Par rapport à mon vécu, je suis très attiré par l’écriture, au sens presque de la plume. Même si j’utilise beaucoup d’instruments électroniques, parce que j’adore ça, je suis fan de synthé depuis que j’ai vingt ans. J’adore ça ! J’adore collectionner. Je n’ai même pas assez le temps avec toutes les machines que j’ai, pour vraiment travailler sur chacune. J’aime aller chercher et acheter de nouveaux outils, la curiosité de découvrir, d’être surpris par des choses. J’ai quand même un truc de communication avec le public qui est important et tu ne peux pas faire abstraction de ça dans les formes scénographiques. Je trouve que c’est hyper intéressant de ne pas le vulgariser mais justement que ce soit parlant pour tous, que chacun puisse imaginer à sa façon. On a tous une certaine émotion vis-à-vis du son.
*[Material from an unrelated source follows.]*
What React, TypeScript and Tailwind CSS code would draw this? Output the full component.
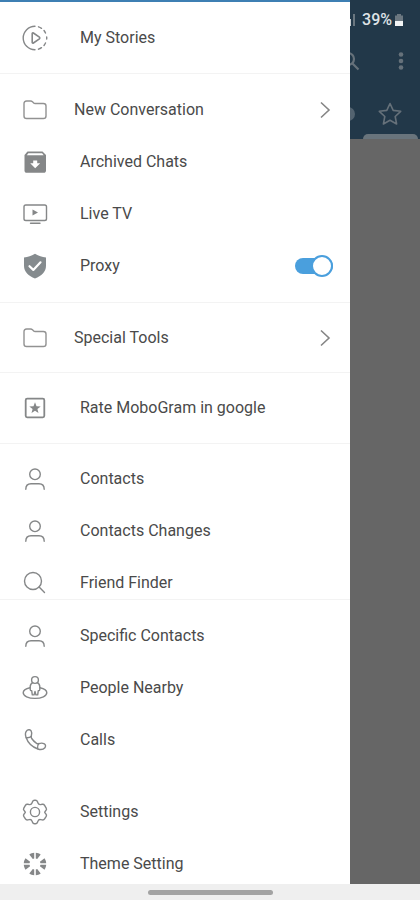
import type { ReactNode } from "react";

const Svg = ({ children }: { children: ReactNode }) => (
  <svg
    viewBox="0 0 26 26"
    className="w-[26px] h-[26px] shrink-0"
    fill="none"
    stroke="currentColor"
    strokeWidth="1.4"
    strokeLinecap="round"
    strokeLinejoin="round"
    aria-hidden="true"
  >
    {children}
  </svg>
);

const StoriesIcon = () => (
  <Svg>
    <path d="M13 1.2a11.8 11.8 0 0 0 0 23.6" />
    <path d="M16.500 1.800a11.800 11.800 0 0 1 3 1.500M22 5.500a11.800 11.800 0 0 1 1.500 2.500M24.700 12a11.800 11.800 0 0 1 0 2M23.500 18a11.800 11.800 0 0 1-1.500 2.500M19.500 22.700a11.800 11.800 0 0 1-3 1.500" />
    <path
      d="M10.2 8.600v8.800c0 .7.6 1 1.200.6l6-4.200c.5-.4.5-1.200 0-1.600l-6-4.200c-.6-.4-1.200-.1-1.200.6z"
      strokeWidth="1.600"
    />
  </Svg>
);

const FolderIcon = () => (
  <Svg>
    <path d="M2 6.700c0-1.700.9-2.700 2.600-2.700h4c.8 0 1.300.2 1.900.8l1.200 1.200c.4.4.8.5 1.400.5h8.300c1.700 0 2.600.9 2.600 2.600v9.800c0 1.700-.9 2.600-2.600 2.600H4.600C2.900 21.500 2 20.600 2 18.900z" />
  </Svg>
);

const ArchiveIcon = () => (
  <Svg>
    <path
      d="M5.500 2.500h15L24 6v15.500c0 1.400-.9 2.300-2.300 2.300H4.800c-1.400 0-2.300-.9-2.300-2.300V6z"
      fill="currentColor"
      stroke="none"
    />
    <path d="M6.300 4.300h13.800l1.600 2H4.800z" fill="#fff" stroke="none" />
    <path d="M11.200 11.500h4v2.700h3L13.200 19.200 8.200 14.200h3z" fill="#fff" stroke="none" />
  </Svg>
);

const TvIcon = () => (
  <Svg>
    <rect x="2" y="4" width="22.500" height="15.500" rx="1.800" />
    <path d="M10.500 8.500v6l5.500-3z" fill="currentColor" stroke="none" />
    <path d="M8.500 22.300h9.500" />
  </Svg>
);

const ShieldIcon = () => (
  <Svg>
    <path
      d="M13 .8c3.400 2 6.800 3.100 11 3.700v8.200c0 6-4.600 10.200-11 12.800C6.600 22.900 2 18.700 2 12.700V4.500C6.200 3.900 9.600 2.800 13 .8z"
      fill="currentColor"
      stroke="none"
    />
    <path d="M7.500 13.200l3.800 3.700 7.200-7.600" stroke="#fff" strokeWidth="2.200" />
  </Svg>
);

const RateIcon = () => (
  <Svg>
    <rect x="3.700" y="3.700" width="18.600" height="18.600" rx="1.500" strokeWidth="1.800" />
    <path
      d="M13 7.300l1.500 3.900 4.200.2-3.300 2.600 1.100 4.100-3.500-2.300-3.500 2.300 1.100-4.100-3.300-2.600 4.200-.2z"
      fill="currentColor"
      stroke="none"
    />
  </Svg>
);

const PersonIcon = () => (
  <Svg>
    <circle cx="13" cy="8.300" r="5.300" />
    <path d="M3.800 23.300c0-3.600 2-5.500 5.200-5.500h8c3.200 0 5.200 1.900 5.200 5.500" />
  </Svg>
);

const SearchIcon = () => (
  <Svg>
    <circle cx="11" cy="11" r="8.500" />
    <path d="M17.100 17.100l5.400 5.400" />
  </Svg>
);

const NearbyIcon = () => (
  <Svg>
    <circle cx="13" cy="5" r="3.400" />
    <path d="M10.700 7.600c-1.700.9-2.500 2.300-2.500 4.200v2.600c0 .8.700 1.300 1.500 1.300l.6 4.200h1.800l.9-3.400.9 3.400h1.800l.6-4.200c.8 0 1.500-.5 1.500-1.300v-2.600c0-1.900-.8-3.300-2.500-4.200" />
    <path d="M8 12.800c-4 .8-6.800 2.600-6.800 5 0 3.200 5.200 5.600 11.800 5.600s11.800-2.400 11.800-5.600c0-2.400-2.800-4.200-6.800-5" />
  </Svg>
);

const PhoneIcon = () => (
  <Svg>
    <path d="M5.200 3.300c1.300-1 3.100-.7 3.900.6.9 1.500.9 3.400.2 5.300-.3.900-.2 1.500.4 2.300 1.300 2 2.900 3.500 4.900 4.800.8.500 1.400.6 2.300.3 1.900-.7 3.900-.6 5.500.3 1.300.8 1.500 2.600.5 3.800-1.600 1.900-4.100 2.300-7 1.300C9.700 19.900 6 16.200 4 10.300c-1-2.900-.7-5.400 1.200-7z" />
    <path d="M9.300 9.200c-1.200 1.400-2.900 1.700-5.100 1.500M16.900 16.600c-1.300 1.300-1.700 2.900-1.300 5" />
  </Svg>
);

const SettingsIcon = () => (
  <Svg>
    <circle cx="13" cy="13" r="4.600" />
    <path d="M10.500 2.700c.3-.9 1-1.500 2-1.500h1c1 0 1.700.6 2 1.500l.5 1.400c.4 1.100 1.500 1.700 2.600 1.500l1.600-.3c1-.2 1.900.2 2.400 1l1.600 2.800c.5.900.4 1.800-.3 2.500l-.8.800c-.5.500-.5 1.200 0 1.700l.8.800c.7.700.8 1.600.3 2.500l-1.600 2.500c-.5.800-1.400 1.200-2.400 1l-1.600-.3c-1.100-.2-2.200.4-2.600 1.500l-.5 1.200c-.3.900-1 1.500-2 1.500h-1c-1 0-1.700-.6-2-1.500l-.5-1.200c-.4-1.100-1.500-1.700-2.600-1.500l-1.600.3c-1 .2-1.900-.2-2.400-1l-1.600-2.500c-.5-.9-.4-1.800.3-2.500l.8-.8c.5-.5.5-1.200 0-1.700l-.8-.8c-.7-.7-.8-1.600-.3-2.500l1.600-2.800c.5-.8 1.400-1.200 2.400-1l1.600.3c1.100.2 2.200-.4 2.600-1.500z" />
  </Svg>
);

const ThemeIcon = () => (
  <Svg>
    {[0, 90, 180, 270].map((angle) => (
      <g key={angle} transform={`rotate(${angle} 13 13)`} fill="currentColor" stroke="none">
        <path d="M12.200 1.800v5.700l-1.400.6-3.500-4.600c1.500-1 3.100-1.600 4.900-1.700z" />
        <path d="M13.800 1.800v5.700l1.400.6 3.500-4.600c-1.500-1-3.100-1.600-4.900-1.700z" />
      </g>
    ))}
  </Svg>
);

const Chevron = () => (
  <svg viewBox="0 0 12 18" className="w-3 h-[18px] mr-[19px]" fill="none" stroke="#858585" strokeWidth="1.6" aria-hidden="true">
    <path d="M2 1.500l8 7.500-8 7.500" />
  </svg>
);

interface ItemProps {
  icon: ReactNode;
  label: string;
}

const Item = ({ icon, label }: ItemProps) => (
  <button type="button" className="flex items-center gap-8 w-full h-[52px] pl-[22px] text-left">
    <span className="text-[#858788]">{icon}</span>
    {label}
  </button>
);

const FolderItem = ({ label }: { label: string }) => (
  <button type="button" className="flex items-center gap-[26px] w-full h-[52px] pl-[22px] text-left">
    <span className="text-[#929292]">
      <FolderIcon />
    </span>
    <span className="flex-1">{label}</span>
    <Chevron />
  </button>
);

const ProxyItem = () => (
  <label className="flex items-center gap-8 h-[52px] pl-[22px] pr-[17px]">
    <span className="text-[#858b8e]">
      <ShieldIcon />
    </span>
    <span className="flex-1">Proxy</span>
    <input type="checkbox" defaultChecked className="peer sr-only" />
    <span className="flex items-center justify-start peer-checked:justify-end w-[38px] h-4 rounded-full bg-[#4a9fdd]">
      <span className="w-[22px] h-[22px] shrink-0 rounded-full border-2 border-[#4a9fdd] bg-white" />
    </span>
  </label>
);

const AppHeader = () => (
  <header className="h-[139px] flex flex-col items-end bg-[#223849] text-[#66717a]">
    <div className="h-10 flex items-center pr-4 text-base font-medium text-[#dfe3e6]">
      <svg viewBox="0 0 16 14" className="w-4 h-3.5 mr-1.5" fill="#6b7780" aria-hidden="true">
        <path d="M1 9h2v4H1zM5 7h2v6H5zM13 1h2v12h-2z" />
        <path d="M8 6h3v7H8z" fill="#c9ced2" />
      </svg>
      39%
      <svg viewBox="0 0 10 14" className="w-2.5 h-3.5 ml-0.5" aria-hidden="true">
        <path d="M3 1h4v1.500h2V8H1V2.500h2z" fill="#6b7780" />
        <path d="M1 8h8v5H1z" fill="#f2f4f5" />
      </svg>
    </div>
    <div className="h-[42px] flex items-center gap-[34px] pr-3">
      <button type="button" aria-label="Search">
        <svg viewBox="0 0 20 20" className="w-5 h-5" fill="none" stroke="currentColor" strokeWidth="2.200">
          <circle cx="8" cy="8" r="6" />
          <path d="M12.500 12.500l6 6" />
        </svg>
      </button>
      <button type="button" aria-label="More options">
        <svg viewBox="0 0 14 20" className="w-3.5 h-5" fill="currentColor">
          <circle cx="7" cy="3.500" r="2.300" />
          <circle cx="7" cy="10" r="2.300" />
          <circle cx="7" cy="16.500" r="2.300" />
        </svg>
      </button>
    </div>
    <div className="flex-1 flex items-center gap-[23px] pr-[18px] pt-3">
      <span className="w-3.5 h-3.5 rounded-full bg-[#536370]" />
      <button type="button" aria-label="Favorites">
        <svg viewBox="0 0 24 24" className="w-6 h-6" fill="none" stroke="currentColor" strokeWidth="1.600" strokeLinejoin="round">
          <path d="M12 1.500l3.200 6.900 7.500.9-5.500 5.200 1.400 7.500L12 18.300 5.400 22l1.400-7.500L1.300 9.300l7.500-.9z" />
        </svg>
      </button>
    </div>
    <div className="w-[55px] h-[5px] mr-0.5 rounded-t-full bg-[#69747c]" />
  </header>
);

const App: React.FC = () => {
  return (
    <div className="h-screen flex flex-col font-[Roboto,sans-serif] bg-[#666666]">
      <div className="relative flex-1 min-h-0 overflow-hidden">
        <AppHeader />

        <nav className="absolute inset-y-0 left-0 w-5/6 overflow-hidden border-t-2 border-[#3e7fb3] bg-white text-base text-[#4a4a4a] divide-y divide-[#f3f3f3]">
          <div className="pt-2.5 pb-[9px]">
            <Item icon={<StoriesIcon />} label="My Stories" />
          </div>
          <div className="py-2.5">
            <FolderItem label="New Conversation" />
            <Item icon={<ArchiveIcon />} label="Archived Chats" />
            <Item icon={<TvIcon />} label="Live TV" />
            <ProxyItem />
          </div>
          <div className="pt-[9px] pb-2">
            <FolderItem label="Special Tools" />
          </div>
          <div className="py-[9px]">
            <Item icon={<RateIcon />} label="Rate MoboGram in google" />
          </div>
          <div className="pt-[9px]">
            <Item icon={<PersonIcon />} label="Contacts" />
            <Item icon={<PersonIcon />} label="Contacts Changes" />
            <div className="h-[42px]">
              <Item icon={<SearchIcon />} label="Friend Finder" />
            </div>
          </div>
          <div className="pt-2.5">
            <Item icon={<PersonIcon />} label="Specific Contacts" />
            <Item icon={<NearbyIcon />} label="People Nearby" />
            <Item icon={<PhoneIcon />} label="Calls" />
            <div className="pt-5">
              <Item icon={<SettingsIcon />} label="Settings" />
              <Item icon={<ThemeIcon />} label="Theme Setting" />
            </div>
          </div>
        </nav>
      </div>

      <div className="h-4 shrink-0 flex items-center justify-center bg-[#efefef]">
        <div className="w-[125px] h-[5px] rounded-sm bg-[#a3a3a3]" />
      </div>
    </div>
  );
};

export default App;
Comment réussir à faire une nappe sonore qui soit parlante pour tous ?

Je pense que tu devrais jouer sur cette tension entre agréable et désagréable. Par exemple, on le voit bien en musique électronique, il y a 96 % des gens qui vont trouver ça désagréable et 5 % des gens qui trouvent ça passionnant. C’est hyper subjectif aussi ! Par exemple, il y a des gens qui lisent en écoutant de la musique.
Il y a des gens qui dessinent en écoutant de la musique. Je connais même des compositeurs qui composent en écoutant d’autres musiques. Ça leur permet de déconnecter et c’est intéressant comme expérience. Les écrivains qui écrivent sur la musique, n’écrivent pas en fonction de la musique. C’est bien plus complexe !


Quelles difficultés avez-vous rencontrées dans le travail sonore d’une exposition muséale ?

Le principal ennemi, c’est le personnel de l’exposition pour le son. Les gens qui y travaillent au quotidien, c’est un enfer pour eux et je les comprends. Au musée, souvent, ils baissent mais c’est à nous de cadrer. Au musée du train, ils baissaient. Ce n’est pas normal pour le spectateur, qui vient pour la première fois, même si je comprends, que quand tu entends la boucle quarante-cinq fois par jour. Après, au bout d’un moment, tu l’entends plus.